Carl Sagan was a hell of a drug.
Since both Voyagers will circle the center of the Milky Way Galaxy essentially forever, there is plenty of time for the records to be found — if there’s anyone out there to do the finding. We cannot know how much of the records they would understand. Surely the greetings will be incomprehensible, but their intent may not be. (We thought it would be impolite not to say hello.) The hypothetical aliens are bound to be very different from us — independently evolved on another world. Are we really sure they could understand anything at all of our message? Every time I feel these concerns stirring, though, I reassure myself. Whatever the incomprehensibilities of the Voyager record, any alien ship that finds it will have another standard by which to judge us. Each Voyager is itself a message. In their exploratory intent, in the lofty ambition of their objectives, in their utter lack of intent to do harm, and in the brilliance of their design and performance, these robots speak eloquently for us.
But being much more advanced scientists and engineers than we – otherwise they would never be able to find and retrieve the small, silent spacecraft in interstellar space – perhaps the aliens would have no difficulty understanding what is encoded on these golden records. Perhaps they would recognize the tentativeness of our society, the mismatch between our technology and our wisdom. Have we destroyed ourselves since launching Voyager, they might wonder, or have we gone on to greater things?

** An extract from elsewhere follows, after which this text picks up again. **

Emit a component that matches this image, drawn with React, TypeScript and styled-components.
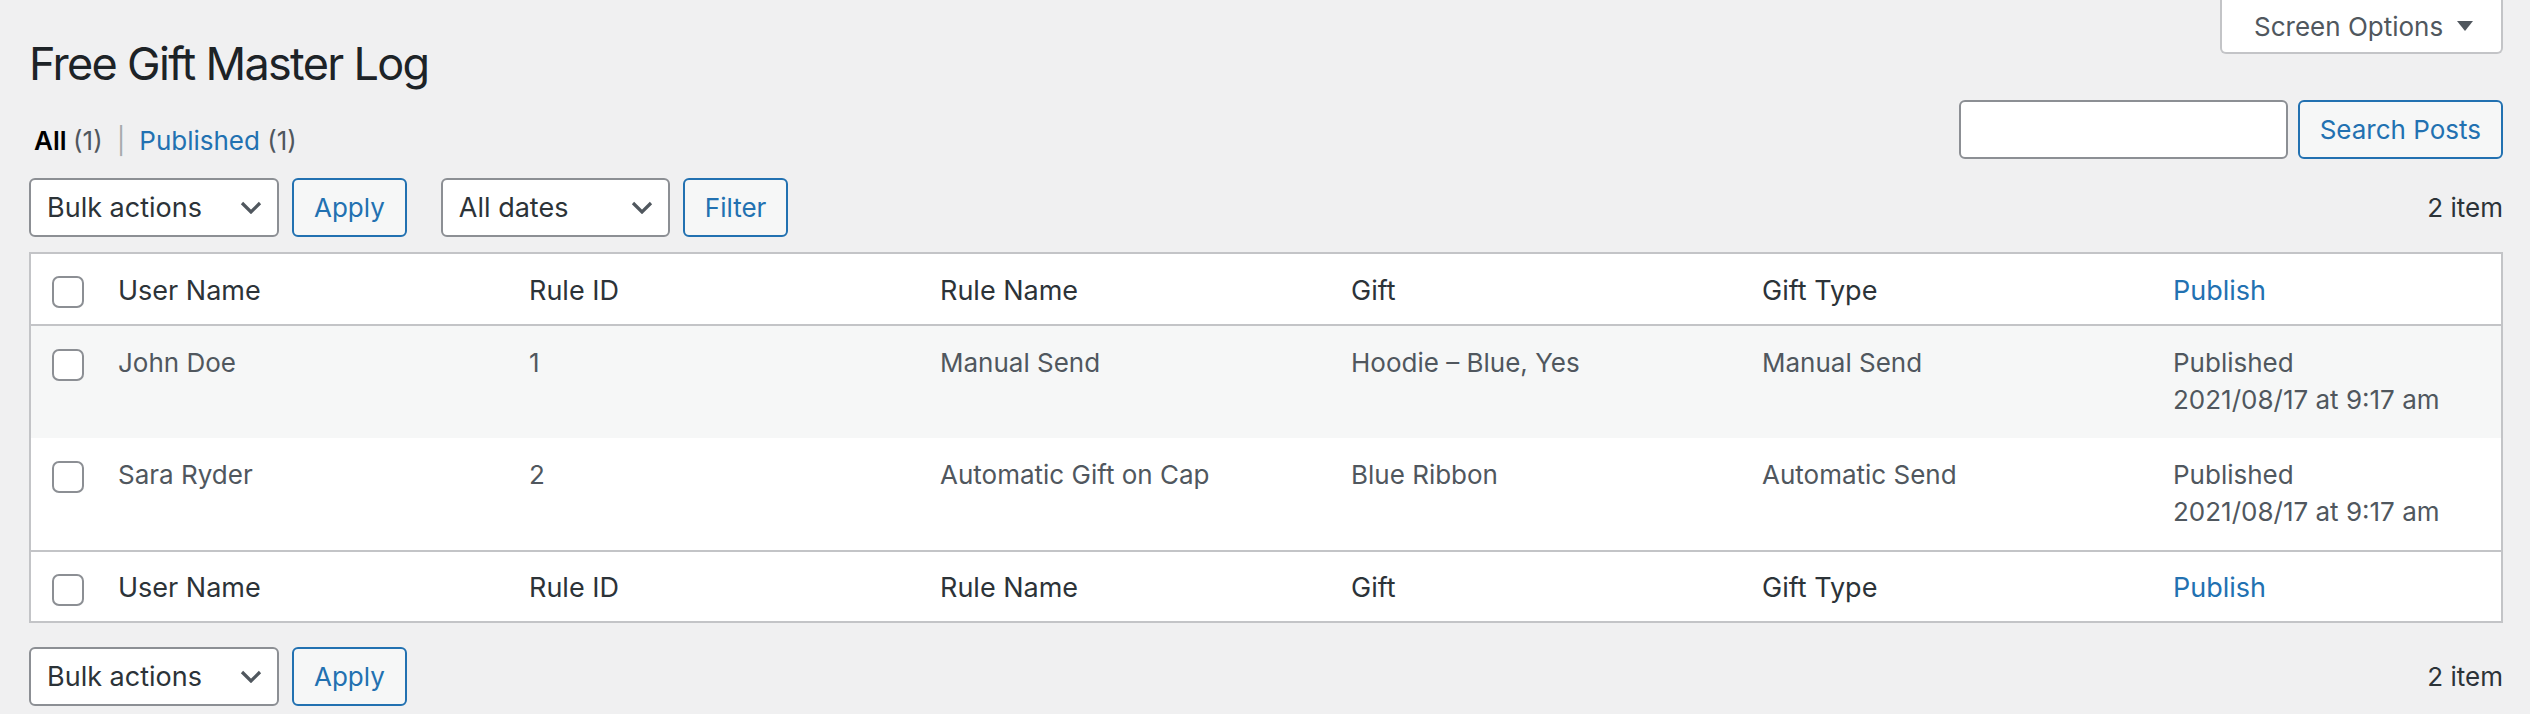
import React from "react";
import styled, { createGlobalStyle } from "styled-components";

const GlobalStyle = createGlobalStyle`
  html, body {
    margin: 0;
    padding: 0;
    background: #f0f0f1;
  }
  body {
    font-family: Inter, "Noto Sans", sans-serif;
    font-size: 26px;
    color: #3c434a;
  }
  * {
    box-sizing: border-box;
  }
`;

const Wrap = styled.div`
  padding: 0 27px 0 29px;
  min-height: 714px;
`;

const HeaderRow = styled.div`
  display: flex;
  justify-content: space-between;
  align-items: flex-start;
`;

const Title = styled.h1`
  margin: 0;
  padding-top: 35px;
  font-size: 45px;
  line-height: 58px;
  font-weight: 400;
  letter-spacing: -1.7px;
  color: #1d2327;
`;

const ScreenOptions = styled.button`
  display: flex;
  align-items: center;
  gap: 14px;
  width: 283px;
  height: 54px;
  padding: 0 0 0 32px;
  background: #fff;
  border: 2px solid #c3c4c7;
  border-top: none;
  border-radius: 0 0 6px 6px;
  font-family: inherit;
  font-size: 26px;
  line-height: 31px;
  color: #50575e;
  cursor: pointer;
`;

const SearchRow = styled.div`
  display: flex;
  justify-content: space-between;
  align-items: flex-start;
  margin-top: 7px;
`;

const Views = styled.ul`
  display: flex;
  margin: 0;
  padding: 23px 0 0 5px;
  list-style: none;
  line-height: 36px;
`;

const ViewItem = styled.li<{ $current?: boolean }>`
  color: ${(p) => (p.$current ? "#000" : "#2271b1")};
  font-weight: ${(p) => (p.$current ? 600 : 400)};
`;

const Count = styled.span`
  color: #50575e;
  font-weight: 400;
`;

const Sep = styled.span`
  margin: 0 14px;
  color: #a7aaad;
`;

const SearchBox = styled.div`
  display: flex;
  gap: 10px;
`;

const SearchInput = styled.input`
  width: 329px;
  height: 59px;
  border: 2px solid #8c8f94;
  border-radius: 6px;
  background: #fff;
  font-family: inherit;
  font-size: 26px;
  padding: 0 16px;
`;

const Button = styled.button`
  height: 59px;
  padding: 0 20px;
  border: 2px solid #2271b1;
  border-radius: 6px;
  background: #f6f7f7;
  color: #2271b1;
  font-family: inherit;
  font-size: 26px;
  cursor: pointer;
  white-space: nowrap;
`;

const TableNav = styled.div<{ $top?: boolean }>`
  display: flex;
  align-items: center;
  height: 59px;
  margin-top: ${(p) => (p.$top ? "19px" : "24px")};
`;

const Group = styled.div<{ $gapLeft?: number }>`
  display: flex;
  gap: 13px;
  margin-left: ${(p) => p.$gapLeft ?? 0}px;
`;

const Select = styled.div<{ $width: number }>`
  display: flex;
  align-items: center;
  justify-content: space-between;
  width: ${(p) => p.$width}px;
  height: 59px;
  padding: 0 15px 0 16px;
  border: 2px solid #8c8f94;
  border-radius: 6px;
  background: #fff;
  font-size: 27px;
  color: #2c3338;
`;

const ItemCount = styled.div`
  margin-left: auto;
  line-height: 39px;
  color: #2c3338;
`;

const Table = styled.table`
  width: 100%;
  margin-top: 15px;
  table-layout: fixed;
  border-collapse: separate;
  border-spacing: 0;
  background: #fff;
  border: 2px solid #c3c4c7;
`;

const HeadCell = styled.th<{ $foot?: boolean }>`
  padding: ${(p) => (p.$foot ? "18px" : "19px")} 20px 16px;
  text-align: left;
  font-size: 27px;
  line-height: 35px;
  font-weight: 400;
  color: #2c3338;
  vertical-align: top;
  border-bottom: ${(p) => (p.$foot ? "none" : "2px solid #c3c4c7")};
  border-top: ${(p) => (p.$foot ? "2px solid #c3c4c7" : "none")};
`;

const CheckHead = styled(HeadCell)`
  padding: 22px 0 0 21px;
`;

const SortLink = styled.span`
  color: #2271b1;
`;

const Row = styled.tr<{ $alt?: boolean }>`
  background: ${(p) => (p.$alt ? "#f6f7f7" : "#fff")};
`;

const Cell = styled.td`
  padding: 18px 20px 20px;
  font-size: 26px;
  line-height: 37px;
  color: #50575e;
  vertical-align: top;
`;

const CheckCell = styled.td`
  padding: 23px 0 0 21px;
  vertical-align: top;
`;

const Checkbox = styled.span`
  display: block;
  width: 32px;
  height: 32px;
  border: 2px solid #8c8f94;
  border-radius: 7px;
  background: #fff;
`;

const Chevron = () => (
  <svg width="22" height="13" viewBox="0 0 22 13" fill="none">
    <polyline points="2,2 11,11 20,2" stroke="#50575e" strokeWidth="3.2" />
  </svg>
);

const DownArrow = () => (
  <svg width="16" height="10" viewBox="0 0 16 10">
    <polygon points="0,0 16,0 8,10" fill="#50575e" />
  </svg>
);

const columns = ["User Name", "Rule ID", "Rule Name", "Gift", "Gift Type"];

const rows = [
  { user: "John Doe", id: "1", rule: "Manual Send", gift: "Hoodie – Blue, Yes", type: "Manual Send" },
  { user: "Sara Ryder", id: "2", rule: "Automatic Gift on Cap", gift: "Blue Ribbon", type: "Automatic Send" },
];

const HeaderCells = ({ foot }: { foot?: boolean }) => (
  <tr>
    <CheckHead $foot={foot}>
      <Checkbox />
    </CheckHead>
    {columns.map((c) => (
      <HeadCell key={c} $foot={foot}>
        {c}
      </HeadCell>
    ))}
    <HeadCell $foot={foot}>
      <SortLink>Publish</SortLink>
    </HeadCell>
  </tr>
);

const BulkActions = () => (
  <Group>
    <Select $width={250}>
      <span>Bulk actions</span>
      <Chevron />
    </Select>
    <Button>Apply</Button>
  </Group>
);

export default function App() {
  return (
    <>
      <GlobalStyle />
      <Wrap>
        <HeaderRow>
          <Title>Free Gift Master Log</Title>
          <ScreenOptions>
            Screen Options
            <DownArrow />
          </ScreenOptions>
        </HeaderRow>

        <SearchRow>
          <Views>
            <ViewItem $current>
              All <Count>(1)</Count>
            </ViewItem>
            <Sep>|</Sep>
            <ViewItem>
              Published <Count>(1)</Count>
            </ViewItem>
          </Views>
          <SearchBox>
            <SearchInput type="search" />
            <Button>Search Posts</Button>
          </SearchBox>
        </SearchRow>

        <TableNav $top>
          <BulkActions />
          <Group $gapLeft={34}>
            <Select $width={229}>
              <span>All dates</span>
              <Chevron />
            </Select>
            <Button>Filter</Button>
          </Group>
          <ItemCount>2 item</ItemCount>
        </TableNav>

        <Table>
          <colgroup>
            <col style={{ width: 67 }} />
            <col style={{ width: 411 }} />
            <col style={{ width: 411 }} />
            <col style={{ width: 411 }} />
            <col style={{ width: 411 }} />
            <col style={{ width: 411 }} />
            <col />
          </colgroup>
          <thead>
            <HeaderCells />
          </thead>
          <tbody>
            {rows.map((r, i) => (
              <Row key={r.user} $alt={i % 2 === 0}>
                <CheckCell>
                  <Checkbox />
                </CheckCell>
                <Cell>{r.user}</Cell>
                <Cell>{r.id}</Cell>
                <Cell>{r.rule}</Cell>
                <Cell>{r.gift}</Cell>
                <Cell>{r.type}</Cell>
                <Cell>
                  Published
                  <br />
                  2021/08/17 at 9:17 am
                </Cell>
              </Row>
            ))}
          </tbody>
          <tfoot>
            <HeaderCells foot />
          </tfoot>
        </Table>

        <TableNav>
          <BulkActions />
          <ItemCount>2 item</ItemCount>
        </TableNav>
      </Wrap>
    </>
  );
}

Or, perhaps, the records will never be intercepted. Perhaps no one in 5 billion years will ever come upon them. 5 billion years is a long time. In 5 billion years, all humans will have become extinct or evolved into other beings, none of our artifacts will have survived on Earth. The continents will have become unrecognizably altered or destroyed. And the evolution of the Sun will have burned the Earth to a crisp, or reduced it to a whirl of atoms.
And far from home, untouched by these remote events, the Voyagers, bearing the memories of a world that is no more, will fly on.